One day not too long ago, I had the sudden awareness that I didn’t feel lonely, and that I hadn’t felt lonely for some time. It took me up short. How could that be? I actually spend more time by myself now than I did when I was working, so it's not that I'm less alone. The explanation that makes the most sense to me is that without the role burdens of consulting or of leading that I was used to shouldering on behalf of others, I am not feeling the “missing” of companionship in fulfilling that work. Instead, as I go about my day, I enjoy the time when I’m alone: doing errands or cooking or reading or chores; and I enjoy the time when I’m with people: meeting friends for lunch or having dinner with Mike or collaborating on a volunteer project or getting together with neighbors or my sibs.


I do pay attention to this balance, since I am by nature an introvert. (In my first regular appointment after I retired, my doctor said something I wasn't expecting. Her words? “By the way, my 'prescription' for your retirement is to talk to someone, in addition to Mike, every day.” Good advice!)


I realize now that I’m only actively lonely at those times when I want or need to be sharing some experience, but for whatever reason, have no one to share it with.


It seems that in general, there is enough – enough companionship and connection for me to feel secure in my relationship world, even though I truly do miss the wonderful clients I used to spend time with.

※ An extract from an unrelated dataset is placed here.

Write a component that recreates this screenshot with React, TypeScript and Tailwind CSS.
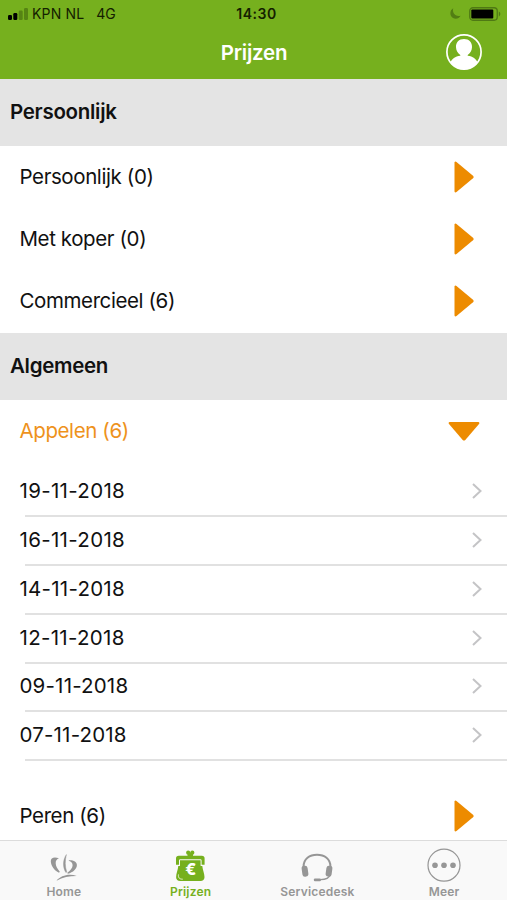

Luckily for me, there are occasions now and then for connecting with them simply as friends that I care about, which is satisfying in a different way than the intensive consulting work ever could be.


In retrospect, I see that my leadership life and my solo consulting practice entailed a chronic, low-level condition of loneliness that I didn't think unusual at the time, although it was wearing and probably had some influence on my eventual decision to retire.

(* See comments below - a colleague offers wise insight into one source of this loneliness for leaders and consultants.)


Reflecting on that experience now gives me more compassion for the perhaps un-noticed emotional price that leaders and solo practitioners pay, a greater appreciation for the importance of the colleague networks and professional associations that we belong to, and a sense of personal relief that I apparently wasn’t failing to maintain my social world. That's quite reassuring, actually.